THE TASK:
Copy every line from the data below in which the string "index" can be found.

= = = =

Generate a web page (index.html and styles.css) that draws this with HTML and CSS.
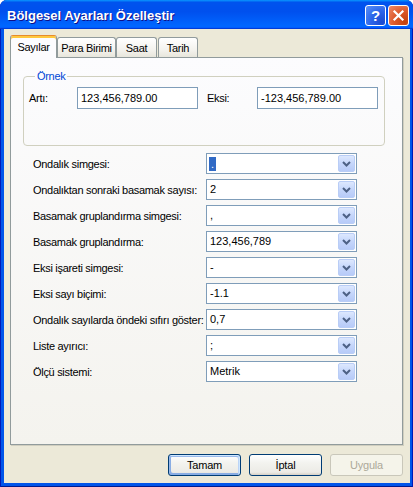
FILE: index.html
```html
<!DOCTYPE html>
<html lang="tr">
<head>
<meta charset="utf-8">
<title>Bölgesel Ayarları Özelleştir</title>
<link rel="stylesheet" href="styles.css">
</head>
<body>
<div class="window">
  <div class="titlebar">
    <span class="title">Bölgesel Ayarları Özelleştir</span>
    <div class="controls">
      <div class="tb help">?</div>
      <div class="tb close">
        <svg width="13" height="13" viewBox="0 0 13 13"><path d="M2.5 2.5 L10.5 10.5 M10.5 2.5 L2.5 10.5" stroke="#fff" stroke-width="2.2" stroke-linecap="square"/></svg>
      </div>
    </div>
  </div>
  <div class="client">
    <div class="tabs">
      <div class="tab active w1">Sayılar</div>
      <div class="tab w2">Para Birimi</div>
      <div class="tab w3">Saat</div>
      <div class="tab w4">Tarih</div>
    </div>
    <div class="panel">
      <fieldset class="sample">
        <legend>Örnek</legend>
        <div class="sample-row">
          <span class="s-label">Artı:</span>
          <div class="textbox">123,456,789.00</div>
          <span class="s-label eksi">Eksi:</span>
          <div class="textbox">-123,456,789.00</div>
        </div>
      </fieldset>
      <div class="settings">
        <span class="lbl">Ondalık simgesi:</span>
        <div class="combo"><span class="val"><span class="sel">.</span></span><span class="dd"><svg width="15" height="15" viewBox="0 0 15 15"><path d="M4 6 L7.5 9.5 L11 6" fill="none" stroke="#4d6185" stroke-width="2"/></svg></span></div>

        <span class="lbl">Ondalıktan sonraki basamak sayısı:</span>
        <div class="combo"><span class="val">2</span><span class="dd"><svg width="15" height="15" viewBox="0 0 15 15"><path d="M4 6 L7.5 9.5 L11 6" fill="none" stroke="#4d6185" stroke-width="2"/></svg></span></div>

        <span class="lbl">Basamak gruplandırma simgesi:</span>
        <div class="combo"><span class="val">,</span><span class="dd"><svg width="15" height="15" viewBox="0 0 15 15"><path d="M4 6 L7.5 9.5 L11 6" fill="none" stroke="#4d6185" stroke-width="2"/></svg></span></div>

        <span class="lbl">Basamak gruplandırma:</span>
        <div class="combo"><span class="val">123,456,789</span><span class="dd"><svg width="15" height="15" viewBox="0 0 15 15"><path d="M4 6 L7.5 9.5 L11 6" fill="none" stroke="#4d6185" stroke-width="2"/></svg></span></div>

        <span class="lbl">Eksi işareti simgesi:</span>
        <div class="combo"><span class="val">-</span><span class="dd"><svg width="15" height="15" viewBox="0 0 15 15"><path d="M4 6 L7.5 9.5 L11 6" fill="none" stroke="#4d6185" stroke-width="2"/></svg></span></div>

        <span class="lbl">Eksi sayı biçimi:</span>
        <div class="combo"><span class="val">-1.1</span><span class="dd"><svg width="15" height="15" viewBox="0 0 15 15"><path d="M4 6 L7.5 9.5 L11 6" fill="none" stroke="#4d6185" stroke-width="2"/></svg></span></div>

        <span class="lbl">Ondalık sayılarda öndeki sıfırı göster:</span>
        <div class="combo"><span class="val">0,7</span><span class="dd"><svg width="15" height="15" viewBox="0 0 15 15"><path d="M4 6 L7.5 9.5 L11 6" fill="none" stroke="#4d6185" stroke-width="2"/></svg></span></div>

        <span class="lbl">Liste ayırıcı:</span>
        <div class="combo"><span class="val">;</span><span class="dd"><svg width="15" height="15" viewBox="0 0 15 15"><path d="M4 6 L7.5 9.5 L11 6" fill="none" stroke="#4d6185" stroke-width="2"/></svg></span></div>

        <span class="lbl">Ölçü sistemi:</span>
        <div class="combo"><span class="val">Metrik</span><span class="dd"><svg width="15" height="15" viewBox="0 0 15 15"><path d="M4 6 L7.5 9.5 L11 6" fill="none" stroke="#4d6185" stroke-width="2"/></svg></span></div>
      </div>
    </div>
    <div class="buttons">
      <div class="btn default">Tamam</div>
      <div class="btn">İptal</div>
      <div class="btn disabled">Uygula</div>
    </div>
  </div>
</div>
</body>
</html>
```

FILE: styles.css
```css
* { box-sizing: border-box; }

body {
  margin: 0;
  background: #ffffff;
  font-family: "Liberation Sans", Arial, sans-serif;
  font-size: 11px;
  color: #000;
}

.window {
  width: 413px;
  height: 487px;
  display: flex;
  flex-direction: column;
  background: #0055ea;
  border-radius: 7px 7px 0 0;
  overflow: hidden;
  box-shadow: inset 1px 0 #0019b8, inset -1px 0 #0019b8, inset 0 -1px #001a8c;
}

.titlebar {
  height: 29px;
  flex: none;
  display: flex;
  align-items: center;
  padding: 0 4px 0 7px;
  background: linear-gradient(180deg, #0997ff 0%, #0053ee 8%, #0050ee 40%, #0066ff 88%, #0066ff 93%, #005bff 95%, #003dd7 96%, #003dd7 100%);
}

.title {
  flex: 1;
  color: #fff;
  font-weight: bold;
  font-size: 13px;
  text-shadow: 1px 1px #0f1089;
  margin-top: 1px;
}

.controls {
  display: flex;
  gap: 2px;
  margin-top: 2px;
}

.tb {
  width: 21px;
  height: 21px;
  border: 1px solid #fff;
  border-radius: 3px;
  display: flex;
  align-items: center;
  justify-content: center;
}

.help {
  background: radial-gradient(circle at 85% 85%, #1a4ad0 0%, #2c66ea 50%, #5b92f8 100%);
  color: #fff;
  font-weight: bold;
  font-size: 15px;
}

.close {
  background: radial-gradient(circle at 85% 85%, #c2410f 0%, #dd5a2c 50%, #ef8a68 100%);
}

.client {
  flex: 1;
  margin: 0 3px 4px 4px;
  background: #ece9d8;
  padding: 6px 7px 0 6px;
  display: flex;
  flex-direction: column;
}

.tabs {
  display: flex;
  height: 22px;
  align-items: flex-end;
  position: relative;
  z-index: 1;
}

.tab {
  height: 20px;
  border: 1px solid #919b9c;
  border-bottom: none;
  border-radius: 3px 3px 0 0;
  background: linear-gradient(180deg, #ffffff 0%, #f4f3ee 60%, #e8e6dc 100%);
  display: flex;
  align-items: center;
  justify-content: center;
  padding-top: 1px;
  letter-spacing: -0.3px;
  white-space: nowrap;
}

.tab.active {
  height: 23px;
  margin-bottom: -1px;
  background: #fcfcfe;
  border-top: 1px solid #e68b2c;
  box-shadow: inset 0 2px #ffc83c;
  padding-top: 0;
}

.w1 { width: 47px; }
.w2 { width: 59px; }
.w3 { width: 41px; margin-right: 1px; }
.w4 { width: 40px; }

.panel {
  height: 388px;
  flex: none;
  border: 1px solid #919b9c;
  background: linear-gradient(180deg, #fcfcfe 0%, #f4f3ee 100%);
  box-shadow: 1px 1px 0 #d0cebf;
  padding: 12px 0 0 12px;
}

.sample {
  margin: 0;
  width: 362px;
  border: 1px solid #d0d0bf;
  border-radius: 4px;
  padding: 0 0 36px 5px;
}

.sample legend {
  color: #0046d5;
  padding: 0 2px;
  margin-left: 6px;
  line-height: 13px;
  letter-spacing: -0.3px;
}

.sample-row {
  display: flex;
  align-items: center;
  margin-top: 4px;
  height: 22px;
}

.s-label { width: 48px; letter-spacing: -0.3px; }
.s-label.eksi { width: 50px; margin-left: 9px; }

.textbox {
  width: 121px;
  height: 22px;
  border: 1px solid #7f9db9;
  background: #fff;
  padding-left: 3px;
  line-height: 20px;
}

.settings {
  display: grid;
  grid-template-columns: 173px 151px;
  grid-auto-rows: 21px;
  row-gap: 5px;
  align-items: center;
  margin: 7px 0 0 10px;
}

.lbl {
  letter-spacing: -0.3px;
  white-space: nowrap;
}

.combo {
  height: 21px;
  border: 1px solid #7f9db9;
  background: #fff;
  display: flex;
}

.val {
  flex: 1;
  padding-left: 3px;
  line-height: 19px;
  white-space: nowrap;
}

.sel {
  display: inline-block;
  background: #316ac5;
  color: #fff;
  line-height: 14px;
  padding: 0 2px;
  margin-left: -1px;
  vertical-align: middle;
}

.dd {
  width: 17px;
  height: 17px;
  margin: 1px;
  border: 1px solid #b9cdf6;
  border-radius: 2px;
  background: linear-gradient(180deg, #dde8fe 0%, #c5d6fb 50%, #b7cbf8 100%);
  display: flex;
  align-items: center;
  justify-content: center;
}

.buttons {
  display: flex;
  justify-content: flex-end;
  gap: 8px;
  margin-top: 9px;
}

.btn {
  width: 73px;
  height: 22px;
  border: 1px solid #003c74;
  border-radius: 3px;
  background: linear-gradient(180deg, #ffffff 0%, #f3f3ef 40%, #ecebe6 86%, #d6d0c5 100%);
  display: flex;
  align-items: center;
  justify-content: center;
  letter-spacing: -0.2px;
}

.btn.default {
  box-shadow: inset -1px 1px #cee7ff, inset 1px 2px #98b8ea, inset -2px 2px #bcd4f6, inset 1px -1px #89ade4, inset 2px -2px #89ade4;
}

.btn.disabled {
  border-color: #c9c7ba;
  background: #f5f4ea;
  color: #aca899;
}
```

= = = =

OUTPUT OF THE EXERCISE:
Generate a web page (index.html and styles.css) that draws this with HTML and CSS.
FILE: index.html
  z-index: 1;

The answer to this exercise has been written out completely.